Hunt reinforces to livestock producers that what goes in really does come out. For this reason, a cattle operation where animals are fed more roughage means more fiber-based manure is produced. Pigs, on the other hand, are not fed as much fiber, so the prospect of making building materials from swine manure doesn’t work, he says.
“You need to pay attention to what you feed and the duration (of the manure) in the digester in order to get out the type of fiber that you want,” he continues. “If you plan to make consistent products, then you also need to think about the output from the digestate, which begins with the input.”
Hunt showed sample boards made from manure-based composite material collected from a dairy farm that feeds cotton seed meal to their cows. The cotton seeds were clearly visible as small, black specks embedded in the product. Refining is often necessary to reduce seed hulls and long fiber bundles in the digested manure.

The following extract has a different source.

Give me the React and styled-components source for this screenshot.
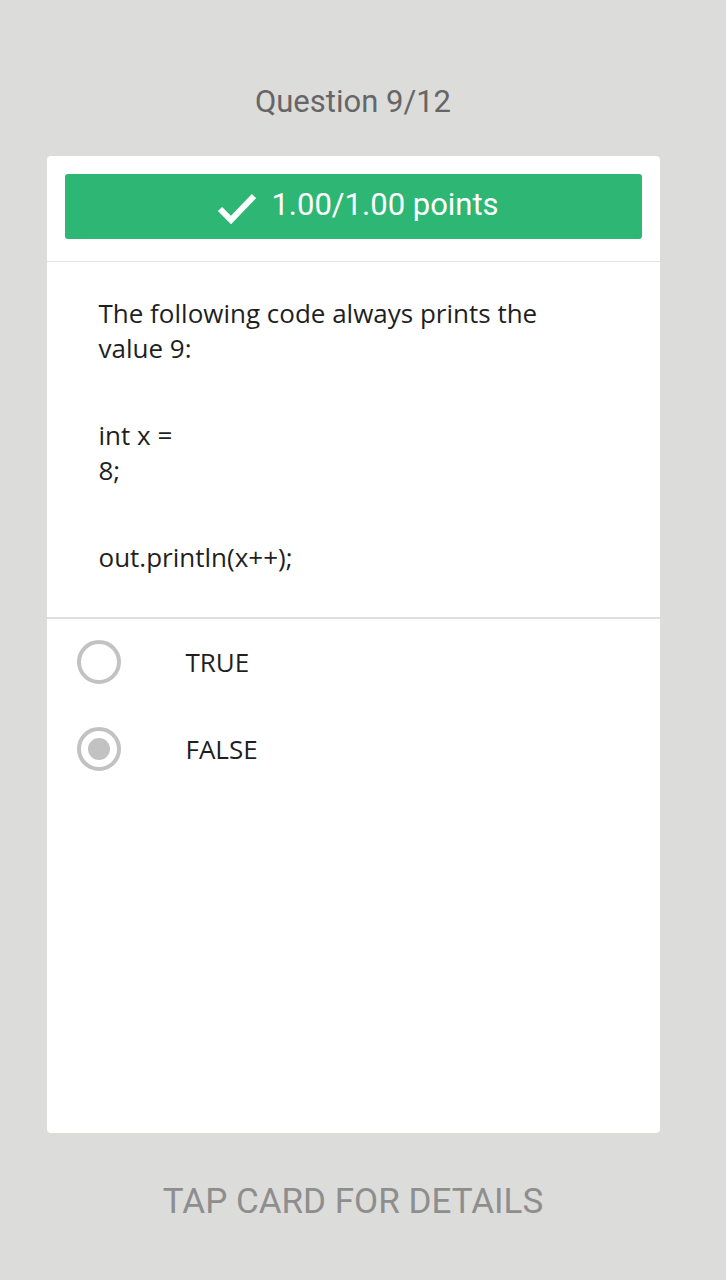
import React from 'react';
import styled, { createGlobalStyle } from 'styled-components';

const GlobalStyle = createGlobalStyle`
  html, body {
    margin: 0;
    padding: 0;
    background: #dcdcdb;
  }
`;

const Page = styled.div`
  width: 706px;
  height: 1280px;
  display: flex;
  flex-direction: column;
  align-items: center;
  background: #dcdcdb;
  font-family: Roboto, 'Liberation Sans', sans-serif;
`;

const Heading = styled.h1`
  margin: 82px 0 0;
  height: 40px;
  line-height: 40px;
  font-size: 31px;
  font-weight: 400;
  color: #666666;
`;

const Card = styled.div`
  margin-top: 34px;
  width: 613px;
  height: 977px;
  background: #ffffff;
  border-radius: 4px;
  display: flex;
  flex-direction: column;
`;

const ScoreWrap = styled.div`
  padding: 18px 18px 22px;
  border-bottom: 1px solid #e3e3e3;
`;

const ScoreBar = styled.div`
  height: 65px;
  box-sizing: border-box;
  padding: 0 0 5px 10px;
  background: #2db674;
  border-radius: 3px;
  display: flex;
  align-items: center;
  justify-content: center;
  gap: 14px;
  color: #ffffff;
  font-size: 31px;
`;

const CheckIcon = styled.svg`
  margin-top: 8px;
  flex-shrink: 0;
`;

const Question = styled.div`
  padding: 34px 52px 42px;
  border-bottom: 2px solid #dedede;
  font-family: 'Open Sans', 'Liberation Sans', sans-serif;
  font-size: 26px;
  line-height: 35px;
  color: #1f1f1f;
`;

const Para = styled.p`
  margin: 0 0 52px;
  width: 480px;

  &:last-child {
    margin-bottom: 0;
  }
`;

const Options = styled.div`
  padding: 21px 0 0 30px;
  display: flex;
  flex-direction: column;
  gap: 43px;
`;

const Option = styled.div`
  display: flex;
  align-items: center;
  height: 44px;
  gap: 65px;
  font-family: 'Open Sans', 'Liberation Sans', sans-serif;
  font-size: 26px;
  color: #1f1f1f;
`;

const Radio = styled.span`
  width: 36px;
  height: 36px;
  border: 4px solid #c2c2c2;
  border-radius: 50%;
  display: flex;
  align-items: center;
  justify-content: center;

  &::after {
    content: '';
    width: 22px;
    height: 22px;
    border-radius: 50%;
    background: ${(p) => (p.checked ? '#c2c2c2' : 'transparent')};
  }
`;

const Footer = styled.div`
  margin-top: 48px;
  font-size: 35px;
  color: #8e8e8e;
`;

const Check = () => (
  <CheckIcon width="40" height="32" viewBox="0 0 40 32">
    <path d="M3 17 L14 28 L37 4" fill="none" stroke="#fff" strokeWidth="6" />
  </CheckIcon>
);

export default function App() {
  return (
    <Page>
      <GlobalStyle />
      <Heading>Question 9/12</Heading>
      <Card>
        <ScoreWrap>
          <ScoreBar>
            <Check />
            <span>1.00/1.00 points</span>
          </ScoreBar>
        </ScoreWrap>
        <Question>
          <Para>The following code always prints the value 9:</Para>
          <Para>
            int x =<br />8;
          </Para>
          <Para>out.println(x++);</Para>
        </Question>
        <Options>
          <Option>
            <Radio />
            TRUE
          </Option>
          <Option>
            <Radio checked />
            FALSE
          </Option>
        </Options>
      </Card>
      <Footer>TAP CARD FOR DETAILS</Footer>
    </Page>
  );
}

It is important that the manure is well-digested to ensure no odor emanates from the final product. “When the manure is well-digested, the boards smell somewhat like corn, but less-well-digested manure results in a board that smells more manure-like,” he explains. When using manure-based products, it is also important to make sure the material meets area building codes.
In spite of some challenges, Hunt says there is potential for manure-based products to be used as particleboard for office furniture, shipping palates or flooring material in homes. He even tried making manure-based paper postcards, but met with some difficulties in meeting postal regulations. The idea of producing a packaging product from manure is not as new as one might think. According to Hunt, a process for producing manure-based plant pots received a U.S. patent in 1877. “There are a whole host of opportunities out there,” he says.
“Production of a composite panel is not the tail that wags the dog; milk production is still the main goal,” Hunt reminds. “But, we have to think about the possibilities.”
He urges interested producers to focus on value-added products for better return on investment. Try to partner with someone in the manufacturing business that already has existing market distribution channels or niche markets, he suggests.